The effect of solvent and micelles on the rate of excited-state deprotonation

This article describes a demonstration of the effect of solvent and micelles on the rate of excited-state deprotonation of the 8-hydroxyprene-1,3,6-trisulfonate (HPTS) ion. As is typical of hydroxy-aromatic molecules and ions, this ion is a weak acid in its ground electronic state but becomes a much stronger acid in its lowest excited singlet state. The ground and excited state pKas of the HPTS ion are 7.4 and 0.4, respectively. Thus, at pHs in the range between 3 and 6, the acid form of the HPTS ion tends to deprotonate when it becomes electronically excited. However, the rate of this excited-state deprotonation is very solvent dependent. In aqueous solution, the rate of excited-state deprotonation of the acid form of the ion is much faster than fluorescence and nonradiative decay. Thus, the ion emits almost exclusively from its conjugate base form which exhibits a green emission with a lamda max at 510 nm.

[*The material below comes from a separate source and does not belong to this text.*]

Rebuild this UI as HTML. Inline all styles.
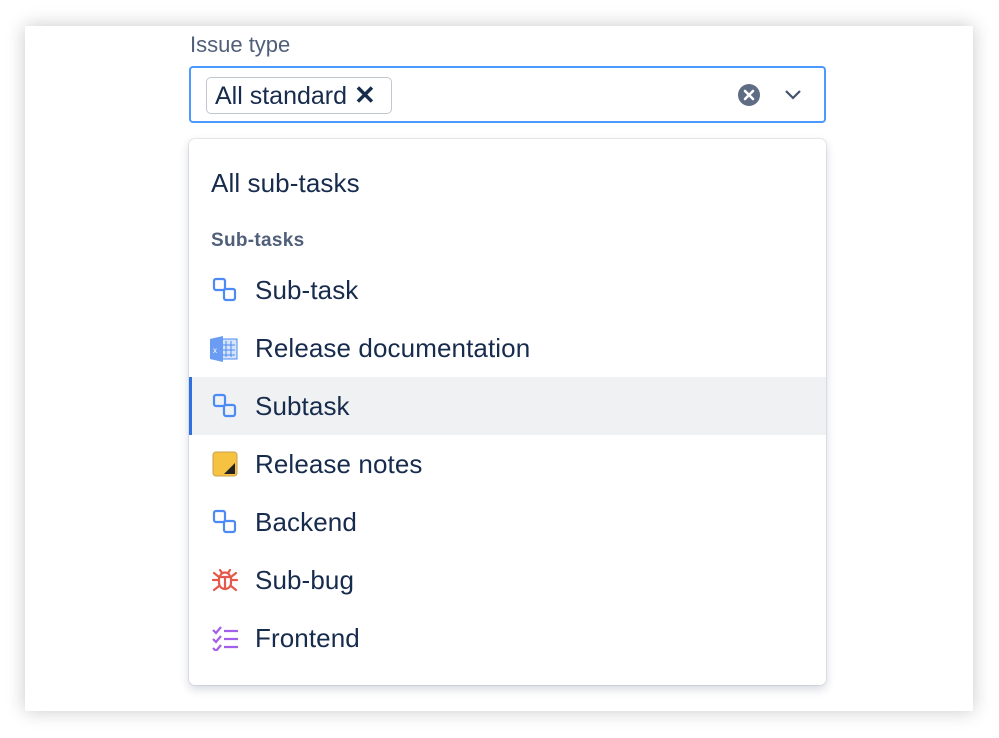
<!DOCTYPE html>
<html><head><meta charset="utf-8"><style>
*{margin:0;padding:0;box-sizing:border-box}
body{width:999px;height:738px;background:#fff;position:relative;overflow:hidden;font-family:"Liberation Sans",sans-serif;color:#172b4d}
.card{position:absolute;left:25px;top:26px;width:948px;height:685px;background:#fff;box-shadow:0 0 18px rgba(0,0,0,.22)}
.label{position:absolute;left:190px;top:32px;font-size:22px;color:#505f79}
.input{position:absolute;left:189px;top:66px;width:637px;height:57px;border:2px solid #4c9aff;border-radius:4px;background:#fff}
.tag{position:absolute;left:15px;top:9px;height:37px;width:186px;border:1px solid #c1c7d0;border-radius:5px;font-size:25px;line-height:35px;padding-left:8px;color:#172b4d;white-space:nowrap}
.clr{position:absolute;left:547px;top:16px;width:22px;height:22px;border-radius:50%;background:#5e6c84}
.dd{position:absolute;left:189px;top:139px;width:637px;height:546px;background:#fff;border-radius:6px;box-shadow:0 0 0 1px rgba(9,30,66,.08),0 4px 10px rgba(9,30,66,.18)}
.it{position:absolute;left:0;width:637px;height:58px;font-size:26px;letter-spacing:.1px;line-height:58px;padding-left:66px}
.it svg{position:absolute;left:23px;top:16px}
.sel{background:#f0f1f3;border-left:3px solid #2f6fe0}
.hdr{position:absolute;left:22px;top:91px;font-size:19px;letter-spacing:.3px;font-weight:bold;color:#505f79}
</style></head><body>
<div class="card"></div>
<div class="label">Issue type</div>
<div class="input">
 <div class="tag">All standard <span style="font-size:26px;font-weight:bold">✕</span></div>
 <div class="clr"><svg width="22" height="22"><path d="M7 7L15 15M15 7L7 15" stroke="#fff" stroke-width="2.6" stroke-linecap="round"/></svg></div>
 <svg style="position:absolute;left:592px;top:20px" width="20" height="14"><path d="M3 3L10 10L17 3" fill="none" stroke="#42526e" stroke-width="2.2"/></svg>
</div>
<div class="dd">
 <div class="it" style="top:15px;padding-left:22px">All sub-tasks</div>
 <div class="hdr">Sub-tasks</div>
 <div class="it" style="top:122px"><svg width="26" height="26"><rect x="2" y="2" width="11" height="11" rx="2" fill="none" stroke="#4c8bf5" stroke-width="2.2"/><rect x="12" y="12" width="11" height="11" rx="2" fill="none" stroke="#4c8bf5" stroke-width="2.2"/></svg>Sub-task</div>
 <div class="it" style="top:180px"><svg width="30" height="28" style="left:20px"><rect x="10" y="4" width="18" height="20" fill="#d5e3fb" stroke="#4c8bf5"/><path d="M17 6v16M22 6v16M12 10h14M12 15h14M12 20h14" stroke="#4c8bf5" stroke-width="1"/><path d="M1 4L14 1V27L1 24Z" fill="#6a9cf3"/><text x="4" y="18" font-size="8" fill="#fff" font-family="Liberation Sans">x</text></svg>Release documentation</div>
 <div class="it sel" style="top:238px;padding-left:63px"><svg width="26" height="26" style="left:20px"><rect x="2" y="2" width="11" height="11" rx="2" fill="none" stroke="#4c8bf5" stroke-width="2.2"/><rect x="12" y="12" width="11" height="11" rx="2" fill="none" stroke="#4c8bf5" stroke-width="2.2"/></svg>Subtask</div>
 <div class="it" style="top:296px"><svg width="26" height="26"><rect x="1" y="1" width="24" height="24" rx="3" fill="#f5c242" stroke="#c9a04a"/><path d="M12 23L23 23L23 12Z" fill="#222"/></svg>Release notes</div>
 <div class="it" style="top:354px"><svg width="26" height="26"><rect x="2" y="2" width="11" height="11" rx="2" fill="none" stroke="#4c8bf5" stroke-width="2.2"/><rect x="12" y="12" width="11" height="11" rx="2" fill="none" stroke="#4c8bf5" stroke-width="2.2"/></svg>Backend</div>
 <div class="it" style="top:412px"><svg width="28" height="28" style="left:22px;top:15px"><g fill="none" stroke="#e5594a" stroke-width="2.2" stroke-linecap="round"><path d="M9 4l2 3M19 4l-2 3"/><path d="M9 11a5 4.5 0 0 1 10 0"/><path d="M8 11h12v6a6 6 0 0 1-12 0z"/><path d="M14 12v11"/><path d="M2 14h6M20 14h6M3 7l5 4M25 7l-5 4M3 24l5-4M25 24l-5-4"/></g></svg>Sub-bug</div>
 <div class="it" style="top:470px"><svg width="28" height="26"><g fill="none" stroke="#a35fe8" stroke-width="2.2"><path d="M1 5l3 3 5-6M1 14l3 3 5-6M1 23l3 3 5-6"/><path d="M12 6h14M12 14h14M12 22h14"/></g></svg>Frontend</div>
</div>
</body></html>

In solvents with high ethanol content, the rate of excited-state deprotonation is much slower than that in aqueous solution and emission occurs mainly from the acid form of the ion. In such solvents, HPTS exhibits a violet emission with a lambda max at 455 nm which is characteristic of the acid form of the ion. The demonstration described in this article illustrates the colorful changes that occur in the fluorescence of HPTS when the solvent is changed from a mostly alcohol to a mostly aqueous solution. It also illustrates the effect that cetyltrimethylammonium bromide (CTAB) micelles have on the fluorescence of this ion.